Le problème est qu’une loi soit bonne ou mauvaise, elle reste une loi et le juge est tenu de l’appliquer. C’est donc devant le parlement que les défenseurs des libertés doivent manifester, le parlement devant lequel personne pourtant ne proteste. Oh certes, notre parlement n’est pas très frais, ses membres sont souvent bourrus et son fonctionnement est laborieux, mais c’est là que se font et se défont les lois. La constitution donne droit aux gens d’élaborer des motions législatives pour changer ces lois.

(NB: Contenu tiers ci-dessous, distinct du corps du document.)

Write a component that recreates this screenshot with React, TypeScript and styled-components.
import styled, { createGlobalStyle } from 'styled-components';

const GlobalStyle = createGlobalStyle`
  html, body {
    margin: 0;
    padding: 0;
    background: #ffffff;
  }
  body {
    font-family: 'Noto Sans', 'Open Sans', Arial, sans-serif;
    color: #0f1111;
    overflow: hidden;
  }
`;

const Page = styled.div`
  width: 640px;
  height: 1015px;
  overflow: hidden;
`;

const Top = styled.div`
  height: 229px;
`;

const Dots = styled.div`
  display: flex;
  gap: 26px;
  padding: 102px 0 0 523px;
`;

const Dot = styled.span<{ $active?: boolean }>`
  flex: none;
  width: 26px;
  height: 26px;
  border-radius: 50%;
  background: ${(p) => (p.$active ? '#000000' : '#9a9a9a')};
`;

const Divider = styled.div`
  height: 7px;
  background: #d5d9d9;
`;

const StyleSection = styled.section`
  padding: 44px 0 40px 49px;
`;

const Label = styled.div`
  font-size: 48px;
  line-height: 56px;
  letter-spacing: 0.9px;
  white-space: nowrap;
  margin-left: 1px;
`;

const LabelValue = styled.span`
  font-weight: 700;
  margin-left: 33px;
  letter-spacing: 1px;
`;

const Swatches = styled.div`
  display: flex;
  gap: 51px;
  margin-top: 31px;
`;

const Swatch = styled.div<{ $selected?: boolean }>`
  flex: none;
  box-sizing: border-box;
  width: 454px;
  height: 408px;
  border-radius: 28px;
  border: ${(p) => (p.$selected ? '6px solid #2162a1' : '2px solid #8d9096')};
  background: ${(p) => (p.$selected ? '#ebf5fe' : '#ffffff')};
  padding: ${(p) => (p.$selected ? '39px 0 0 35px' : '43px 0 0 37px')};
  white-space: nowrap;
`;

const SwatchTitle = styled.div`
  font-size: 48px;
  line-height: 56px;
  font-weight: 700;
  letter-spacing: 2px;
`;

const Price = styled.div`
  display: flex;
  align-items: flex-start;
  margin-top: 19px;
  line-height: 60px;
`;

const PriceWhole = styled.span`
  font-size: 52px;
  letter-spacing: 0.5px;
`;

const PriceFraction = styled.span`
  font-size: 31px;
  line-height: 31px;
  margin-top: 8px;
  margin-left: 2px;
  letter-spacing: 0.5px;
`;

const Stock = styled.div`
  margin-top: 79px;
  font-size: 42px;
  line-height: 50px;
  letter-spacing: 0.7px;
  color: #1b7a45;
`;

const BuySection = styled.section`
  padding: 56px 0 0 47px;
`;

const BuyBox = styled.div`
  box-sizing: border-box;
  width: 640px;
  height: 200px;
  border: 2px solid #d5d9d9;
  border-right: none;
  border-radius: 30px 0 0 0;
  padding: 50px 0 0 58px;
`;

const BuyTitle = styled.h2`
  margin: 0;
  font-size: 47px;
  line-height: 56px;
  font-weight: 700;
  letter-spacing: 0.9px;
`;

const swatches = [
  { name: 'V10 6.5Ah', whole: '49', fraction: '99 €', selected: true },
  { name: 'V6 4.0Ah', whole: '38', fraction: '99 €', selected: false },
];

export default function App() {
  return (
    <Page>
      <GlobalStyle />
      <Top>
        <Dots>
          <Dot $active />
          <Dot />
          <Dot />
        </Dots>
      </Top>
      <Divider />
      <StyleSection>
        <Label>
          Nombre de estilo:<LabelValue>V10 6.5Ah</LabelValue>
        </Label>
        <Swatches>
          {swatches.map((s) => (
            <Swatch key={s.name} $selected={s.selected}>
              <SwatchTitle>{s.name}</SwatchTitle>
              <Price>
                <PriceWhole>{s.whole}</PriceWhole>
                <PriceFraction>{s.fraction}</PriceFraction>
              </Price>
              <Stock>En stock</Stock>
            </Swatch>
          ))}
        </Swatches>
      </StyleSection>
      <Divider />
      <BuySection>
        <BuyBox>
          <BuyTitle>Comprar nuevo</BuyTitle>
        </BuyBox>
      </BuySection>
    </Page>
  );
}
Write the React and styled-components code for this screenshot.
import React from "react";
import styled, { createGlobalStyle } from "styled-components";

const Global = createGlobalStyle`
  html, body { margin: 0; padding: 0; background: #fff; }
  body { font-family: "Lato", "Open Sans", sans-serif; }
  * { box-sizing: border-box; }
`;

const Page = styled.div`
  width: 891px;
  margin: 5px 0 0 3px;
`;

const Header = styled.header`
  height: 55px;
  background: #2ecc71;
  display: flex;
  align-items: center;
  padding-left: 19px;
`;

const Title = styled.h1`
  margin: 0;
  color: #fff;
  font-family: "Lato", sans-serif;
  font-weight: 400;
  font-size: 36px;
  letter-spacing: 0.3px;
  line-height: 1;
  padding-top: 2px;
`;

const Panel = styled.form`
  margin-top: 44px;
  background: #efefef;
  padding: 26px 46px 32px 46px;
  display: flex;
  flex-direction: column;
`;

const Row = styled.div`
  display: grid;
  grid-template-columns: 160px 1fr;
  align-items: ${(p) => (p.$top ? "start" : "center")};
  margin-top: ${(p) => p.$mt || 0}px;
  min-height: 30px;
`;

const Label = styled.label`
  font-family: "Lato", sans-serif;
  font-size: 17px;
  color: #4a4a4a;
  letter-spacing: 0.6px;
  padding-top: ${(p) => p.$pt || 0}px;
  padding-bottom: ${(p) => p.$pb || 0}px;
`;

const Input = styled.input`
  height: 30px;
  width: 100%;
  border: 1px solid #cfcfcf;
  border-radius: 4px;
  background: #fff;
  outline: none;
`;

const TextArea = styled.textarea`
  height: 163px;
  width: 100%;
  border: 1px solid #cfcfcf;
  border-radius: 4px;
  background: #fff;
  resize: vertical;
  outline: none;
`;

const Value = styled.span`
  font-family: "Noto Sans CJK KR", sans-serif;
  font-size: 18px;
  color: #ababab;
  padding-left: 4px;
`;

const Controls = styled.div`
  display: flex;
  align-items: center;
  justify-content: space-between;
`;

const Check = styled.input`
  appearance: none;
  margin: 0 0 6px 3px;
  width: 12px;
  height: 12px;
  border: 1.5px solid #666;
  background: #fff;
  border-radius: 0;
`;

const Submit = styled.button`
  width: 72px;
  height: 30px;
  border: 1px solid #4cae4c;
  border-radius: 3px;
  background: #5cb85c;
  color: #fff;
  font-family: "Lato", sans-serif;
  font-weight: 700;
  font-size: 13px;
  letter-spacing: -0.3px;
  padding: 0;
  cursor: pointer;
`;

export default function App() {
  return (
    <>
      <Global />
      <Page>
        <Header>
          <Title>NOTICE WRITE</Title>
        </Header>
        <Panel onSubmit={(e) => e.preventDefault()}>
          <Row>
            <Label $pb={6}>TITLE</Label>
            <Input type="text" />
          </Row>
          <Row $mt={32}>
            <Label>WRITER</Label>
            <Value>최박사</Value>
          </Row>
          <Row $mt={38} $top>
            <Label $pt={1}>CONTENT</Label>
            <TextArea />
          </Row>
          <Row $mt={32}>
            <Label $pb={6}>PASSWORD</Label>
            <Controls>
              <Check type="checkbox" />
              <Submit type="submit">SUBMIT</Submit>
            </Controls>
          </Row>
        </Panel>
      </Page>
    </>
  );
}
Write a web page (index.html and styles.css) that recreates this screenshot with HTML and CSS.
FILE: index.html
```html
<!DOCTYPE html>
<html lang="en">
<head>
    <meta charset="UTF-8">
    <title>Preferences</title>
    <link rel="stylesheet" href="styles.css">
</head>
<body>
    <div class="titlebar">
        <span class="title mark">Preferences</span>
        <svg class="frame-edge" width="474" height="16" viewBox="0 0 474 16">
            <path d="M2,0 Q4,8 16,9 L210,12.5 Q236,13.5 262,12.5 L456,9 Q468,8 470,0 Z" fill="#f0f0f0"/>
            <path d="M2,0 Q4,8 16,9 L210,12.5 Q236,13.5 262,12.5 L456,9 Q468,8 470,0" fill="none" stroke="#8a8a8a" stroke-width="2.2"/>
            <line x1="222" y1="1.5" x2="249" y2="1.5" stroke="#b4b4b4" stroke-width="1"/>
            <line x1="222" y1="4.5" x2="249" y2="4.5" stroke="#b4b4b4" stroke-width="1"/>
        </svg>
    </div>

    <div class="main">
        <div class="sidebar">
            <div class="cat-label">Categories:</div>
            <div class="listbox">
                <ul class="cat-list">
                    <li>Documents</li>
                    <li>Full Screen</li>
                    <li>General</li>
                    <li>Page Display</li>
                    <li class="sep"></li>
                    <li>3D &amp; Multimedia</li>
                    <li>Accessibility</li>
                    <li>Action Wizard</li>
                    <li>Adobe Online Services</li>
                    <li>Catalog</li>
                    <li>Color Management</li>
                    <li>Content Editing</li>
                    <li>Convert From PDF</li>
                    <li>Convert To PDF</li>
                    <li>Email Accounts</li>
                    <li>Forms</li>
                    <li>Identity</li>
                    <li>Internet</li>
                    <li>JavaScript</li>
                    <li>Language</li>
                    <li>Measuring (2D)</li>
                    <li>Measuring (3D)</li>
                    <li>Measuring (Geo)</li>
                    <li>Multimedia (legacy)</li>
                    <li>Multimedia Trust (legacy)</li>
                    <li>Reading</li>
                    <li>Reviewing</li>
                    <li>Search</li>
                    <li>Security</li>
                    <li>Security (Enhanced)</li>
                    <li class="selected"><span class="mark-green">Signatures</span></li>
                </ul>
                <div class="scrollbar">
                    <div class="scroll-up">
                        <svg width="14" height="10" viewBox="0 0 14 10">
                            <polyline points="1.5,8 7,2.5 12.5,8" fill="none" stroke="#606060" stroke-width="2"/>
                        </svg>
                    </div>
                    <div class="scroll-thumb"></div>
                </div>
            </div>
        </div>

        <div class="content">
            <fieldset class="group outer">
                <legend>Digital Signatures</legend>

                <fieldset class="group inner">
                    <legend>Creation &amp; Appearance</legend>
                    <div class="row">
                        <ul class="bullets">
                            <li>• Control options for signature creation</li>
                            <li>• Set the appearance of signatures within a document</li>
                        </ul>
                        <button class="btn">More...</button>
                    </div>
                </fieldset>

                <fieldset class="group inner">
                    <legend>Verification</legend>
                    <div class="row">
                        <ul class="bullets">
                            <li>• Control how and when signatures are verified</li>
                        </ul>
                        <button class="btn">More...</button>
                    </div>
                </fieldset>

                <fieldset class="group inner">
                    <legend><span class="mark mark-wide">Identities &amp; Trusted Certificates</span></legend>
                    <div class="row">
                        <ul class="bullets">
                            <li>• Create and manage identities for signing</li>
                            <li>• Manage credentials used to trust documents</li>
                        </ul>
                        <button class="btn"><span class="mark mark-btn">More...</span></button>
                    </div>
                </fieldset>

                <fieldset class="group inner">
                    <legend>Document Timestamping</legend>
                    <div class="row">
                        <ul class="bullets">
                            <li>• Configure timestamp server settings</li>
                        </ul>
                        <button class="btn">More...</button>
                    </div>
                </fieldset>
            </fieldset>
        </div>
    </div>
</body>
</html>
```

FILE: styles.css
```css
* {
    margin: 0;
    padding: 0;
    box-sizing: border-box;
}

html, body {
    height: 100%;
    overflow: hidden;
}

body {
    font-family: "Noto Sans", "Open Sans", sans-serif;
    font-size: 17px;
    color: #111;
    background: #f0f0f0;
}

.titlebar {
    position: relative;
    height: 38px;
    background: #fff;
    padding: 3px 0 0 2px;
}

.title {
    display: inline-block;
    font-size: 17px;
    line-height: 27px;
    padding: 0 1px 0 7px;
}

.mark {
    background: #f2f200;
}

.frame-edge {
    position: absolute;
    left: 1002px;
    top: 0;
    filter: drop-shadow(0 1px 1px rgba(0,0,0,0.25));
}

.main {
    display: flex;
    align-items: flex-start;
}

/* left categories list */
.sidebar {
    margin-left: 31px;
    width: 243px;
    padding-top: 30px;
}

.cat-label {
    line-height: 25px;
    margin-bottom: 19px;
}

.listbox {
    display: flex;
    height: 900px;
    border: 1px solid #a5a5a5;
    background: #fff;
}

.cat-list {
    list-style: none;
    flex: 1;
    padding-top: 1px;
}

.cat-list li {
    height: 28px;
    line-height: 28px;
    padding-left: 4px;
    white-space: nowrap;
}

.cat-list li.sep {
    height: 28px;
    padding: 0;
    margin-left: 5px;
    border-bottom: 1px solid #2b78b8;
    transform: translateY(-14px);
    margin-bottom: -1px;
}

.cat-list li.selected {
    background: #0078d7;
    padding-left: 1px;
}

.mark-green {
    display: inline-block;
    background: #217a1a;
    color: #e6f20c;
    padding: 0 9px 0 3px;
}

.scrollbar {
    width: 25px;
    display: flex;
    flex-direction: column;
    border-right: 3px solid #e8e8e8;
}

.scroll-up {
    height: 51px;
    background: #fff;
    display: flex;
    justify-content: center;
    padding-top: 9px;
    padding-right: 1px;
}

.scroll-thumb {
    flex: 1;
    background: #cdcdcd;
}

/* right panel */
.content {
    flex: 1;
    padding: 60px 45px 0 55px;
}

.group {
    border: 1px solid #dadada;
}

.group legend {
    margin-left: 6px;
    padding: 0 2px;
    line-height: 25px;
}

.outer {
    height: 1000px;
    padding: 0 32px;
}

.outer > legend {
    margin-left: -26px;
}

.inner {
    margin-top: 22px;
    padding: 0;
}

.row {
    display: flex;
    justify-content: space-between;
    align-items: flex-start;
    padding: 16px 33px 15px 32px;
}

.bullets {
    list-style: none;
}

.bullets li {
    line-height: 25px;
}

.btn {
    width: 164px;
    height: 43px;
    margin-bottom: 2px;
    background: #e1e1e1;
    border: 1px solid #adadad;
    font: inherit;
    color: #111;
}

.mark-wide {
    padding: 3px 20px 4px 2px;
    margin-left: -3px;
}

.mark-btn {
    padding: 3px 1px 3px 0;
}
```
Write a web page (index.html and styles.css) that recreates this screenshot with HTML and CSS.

Il faut pour ce faire 25.000 signatures identifiées. Le Maroc abrite bien plus que 25.000 personnes pour dépénaliser le cannabis, du moins dans sa production et pour autoriser la consommation d’alcool, pour peu que l’ordre public soit préservé. Quant à l’amour, en insistant un peu, on peut même obtenir les signatures des députés sur la motion… Il faut juste que la société civile choisisse bien ses combats, et les armes (légales) qui vont avec.
Comment continuer à glapir, en y croyant, l’existence de l’Etat de droit alors que l’Etat tolère le non-droit et que ses citoyens vivent si bien en dehors de plusieurs lois ? Miracles et merveilles du royaume de Maroc.